» Task instructions
Lines containing the string "components" are to be counted; report the total by itself.
— begin —
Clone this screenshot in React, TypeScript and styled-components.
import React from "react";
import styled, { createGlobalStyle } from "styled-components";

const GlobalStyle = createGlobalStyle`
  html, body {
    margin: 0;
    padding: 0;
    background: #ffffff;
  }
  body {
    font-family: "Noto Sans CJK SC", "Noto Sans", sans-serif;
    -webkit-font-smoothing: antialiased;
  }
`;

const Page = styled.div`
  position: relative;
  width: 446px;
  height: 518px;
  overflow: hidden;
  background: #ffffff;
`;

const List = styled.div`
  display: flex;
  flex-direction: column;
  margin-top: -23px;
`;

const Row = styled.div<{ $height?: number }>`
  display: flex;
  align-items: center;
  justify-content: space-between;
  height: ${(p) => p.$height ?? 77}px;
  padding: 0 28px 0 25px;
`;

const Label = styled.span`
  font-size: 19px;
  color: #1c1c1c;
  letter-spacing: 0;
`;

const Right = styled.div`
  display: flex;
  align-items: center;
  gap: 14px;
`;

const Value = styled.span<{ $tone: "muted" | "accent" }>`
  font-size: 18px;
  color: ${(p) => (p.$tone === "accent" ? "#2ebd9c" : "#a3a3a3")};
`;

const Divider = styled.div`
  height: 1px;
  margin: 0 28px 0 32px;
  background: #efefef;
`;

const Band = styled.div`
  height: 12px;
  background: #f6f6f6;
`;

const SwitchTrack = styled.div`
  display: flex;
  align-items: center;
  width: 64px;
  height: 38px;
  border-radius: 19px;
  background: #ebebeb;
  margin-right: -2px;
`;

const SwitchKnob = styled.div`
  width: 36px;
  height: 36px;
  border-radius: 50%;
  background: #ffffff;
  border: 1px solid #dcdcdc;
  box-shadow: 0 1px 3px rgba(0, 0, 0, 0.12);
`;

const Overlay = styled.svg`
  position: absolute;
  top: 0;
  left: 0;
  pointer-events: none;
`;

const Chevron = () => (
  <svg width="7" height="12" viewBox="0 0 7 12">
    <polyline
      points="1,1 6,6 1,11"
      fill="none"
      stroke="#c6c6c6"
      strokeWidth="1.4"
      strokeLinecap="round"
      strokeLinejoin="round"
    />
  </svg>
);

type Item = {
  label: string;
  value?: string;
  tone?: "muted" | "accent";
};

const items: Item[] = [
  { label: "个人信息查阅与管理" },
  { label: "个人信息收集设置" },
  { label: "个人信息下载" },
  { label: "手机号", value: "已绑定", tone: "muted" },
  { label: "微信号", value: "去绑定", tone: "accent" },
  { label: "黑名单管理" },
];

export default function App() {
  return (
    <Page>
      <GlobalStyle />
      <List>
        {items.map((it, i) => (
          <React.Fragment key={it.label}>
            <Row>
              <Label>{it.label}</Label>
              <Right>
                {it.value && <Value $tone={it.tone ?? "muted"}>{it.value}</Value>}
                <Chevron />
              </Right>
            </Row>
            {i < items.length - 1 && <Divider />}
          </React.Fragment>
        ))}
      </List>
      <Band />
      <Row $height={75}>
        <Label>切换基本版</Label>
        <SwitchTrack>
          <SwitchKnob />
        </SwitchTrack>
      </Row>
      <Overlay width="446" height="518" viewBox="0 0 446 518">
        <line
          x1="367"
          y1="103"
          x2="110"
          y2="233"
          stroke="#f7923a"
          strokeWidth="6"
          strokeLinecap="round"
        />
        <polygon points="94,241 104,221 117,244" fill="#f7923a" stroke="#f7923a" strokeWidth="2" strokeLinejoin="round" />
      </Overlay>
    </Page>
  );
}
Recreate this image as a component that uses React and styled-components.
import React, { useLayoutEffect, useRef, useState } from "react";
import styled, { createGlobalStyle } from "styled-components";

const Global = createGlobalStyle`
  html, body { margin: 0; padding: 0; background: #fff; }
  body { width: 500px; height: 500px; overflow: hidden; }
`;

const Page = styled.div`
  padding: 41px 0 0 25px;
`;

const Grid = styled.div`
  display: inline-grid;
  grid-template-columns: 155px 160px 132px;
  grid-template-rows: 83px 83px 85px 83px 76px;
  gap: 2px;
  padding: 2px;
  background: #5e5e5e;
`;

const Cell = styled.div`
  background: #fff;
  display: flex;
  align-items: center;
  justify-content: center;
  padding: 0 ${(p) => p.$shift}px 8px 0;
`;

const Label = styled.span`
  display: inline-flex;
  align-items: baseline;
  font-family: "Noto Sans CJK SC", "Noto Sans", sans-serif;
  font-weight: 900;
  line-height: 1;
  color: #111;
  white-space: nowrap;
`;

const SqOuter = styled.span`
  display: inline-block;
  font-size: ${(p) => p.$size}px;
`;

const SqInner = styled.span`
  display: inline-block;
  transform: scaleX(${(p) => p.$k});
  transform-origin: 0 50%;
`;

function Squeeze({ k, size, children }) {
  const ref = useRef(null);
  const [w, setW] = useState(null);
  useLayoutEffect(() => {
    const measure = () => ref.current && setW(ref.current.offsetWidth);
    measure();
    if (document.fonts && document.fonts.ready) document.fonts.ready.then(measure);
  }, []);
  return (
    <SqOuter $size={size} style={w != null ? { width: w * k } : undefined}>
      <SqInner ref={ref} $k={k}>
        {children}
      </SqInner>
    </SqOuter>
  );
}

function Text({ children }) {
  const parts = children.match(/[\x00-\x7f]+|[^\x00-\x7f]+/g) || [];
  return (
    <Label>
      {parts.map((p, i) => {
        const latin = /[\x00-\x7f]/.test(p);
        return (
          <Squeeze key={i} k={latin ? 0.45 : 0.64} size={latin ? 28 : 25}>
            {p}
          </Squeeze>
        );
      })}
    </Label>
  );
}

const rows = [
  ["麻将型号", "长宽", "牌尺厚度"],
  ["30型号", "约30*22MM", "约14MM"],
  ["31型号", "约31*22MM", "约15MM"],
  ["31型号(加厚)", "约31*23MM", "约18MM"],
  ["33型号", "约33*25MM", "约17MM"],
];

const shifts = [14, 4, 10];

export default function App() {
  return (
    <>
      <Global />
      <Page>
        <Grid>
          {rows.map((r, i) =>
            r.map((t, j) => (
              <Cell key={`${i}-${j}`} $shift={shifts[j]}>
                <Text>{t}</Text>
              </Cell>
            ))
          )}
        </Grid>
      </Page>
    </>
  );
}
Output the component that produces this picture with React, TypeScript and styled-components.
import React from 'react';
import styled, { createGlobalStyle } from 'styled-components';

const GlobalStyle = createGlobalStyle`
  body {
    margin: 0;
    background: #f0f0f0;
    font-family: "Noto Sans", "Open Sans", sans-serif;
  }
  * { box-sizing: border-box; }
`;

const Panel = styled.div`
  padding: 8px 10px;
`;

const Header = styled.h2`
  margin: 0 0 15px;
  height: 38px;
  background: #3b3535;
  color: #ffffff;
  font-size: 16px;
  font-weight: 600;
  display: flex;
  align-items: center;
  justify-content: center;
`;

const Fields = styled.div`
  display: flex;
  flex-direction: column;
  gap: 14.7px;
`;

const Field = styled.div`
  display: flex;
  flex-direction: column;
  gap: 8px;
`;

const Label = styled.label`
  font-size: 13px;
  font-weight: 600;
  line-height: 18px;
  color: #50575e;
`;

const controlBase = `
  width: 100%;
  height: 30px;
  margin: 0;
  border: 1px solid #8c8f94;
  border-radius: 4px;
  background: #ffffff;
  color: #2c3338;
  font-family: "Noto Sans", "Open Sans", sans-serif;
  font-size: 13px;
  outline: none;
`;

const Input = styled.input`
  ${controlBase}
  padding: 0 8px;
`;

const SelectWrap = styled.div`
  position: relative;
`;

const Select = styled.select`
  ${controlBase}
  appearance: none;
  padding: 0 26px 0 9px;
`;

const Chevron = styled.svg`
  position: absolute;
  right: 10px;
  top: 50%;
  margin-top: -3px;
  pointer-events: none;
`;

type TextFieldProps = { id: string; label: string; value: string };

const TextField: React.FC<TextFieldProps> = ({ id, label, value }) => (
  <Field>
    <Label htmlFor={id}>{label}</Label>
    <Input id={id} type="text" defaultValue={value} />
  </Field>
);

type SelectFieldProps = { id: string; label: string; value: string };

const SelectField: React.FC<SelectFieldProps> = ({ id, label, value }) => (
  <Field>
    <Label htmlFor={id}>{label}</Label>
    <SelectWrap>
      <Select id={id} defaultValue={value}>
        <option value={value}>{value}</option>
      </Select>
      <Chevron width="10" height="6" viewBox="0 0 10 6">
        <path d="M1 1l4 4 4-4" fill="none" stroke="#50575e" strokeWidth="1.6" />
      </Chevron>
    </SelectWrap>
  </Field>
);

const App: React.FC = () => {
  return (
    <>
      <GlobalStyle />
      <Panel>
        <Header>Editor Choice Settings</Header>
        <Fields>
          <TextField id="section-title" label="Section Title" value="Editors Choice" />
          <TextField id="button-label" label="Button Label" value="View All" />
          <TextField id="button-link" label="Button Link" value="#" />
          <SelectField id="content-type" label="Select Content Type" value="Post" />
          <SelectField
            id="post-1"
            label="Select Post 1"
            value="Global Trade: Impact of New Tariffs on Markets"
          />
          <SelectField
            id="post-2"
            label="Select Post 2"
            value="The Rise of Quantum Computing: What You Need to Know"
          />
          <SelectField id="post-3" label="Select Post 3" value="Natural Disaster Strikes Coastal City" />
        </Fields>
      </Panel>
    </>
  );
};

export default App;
— end —
» Written answer
6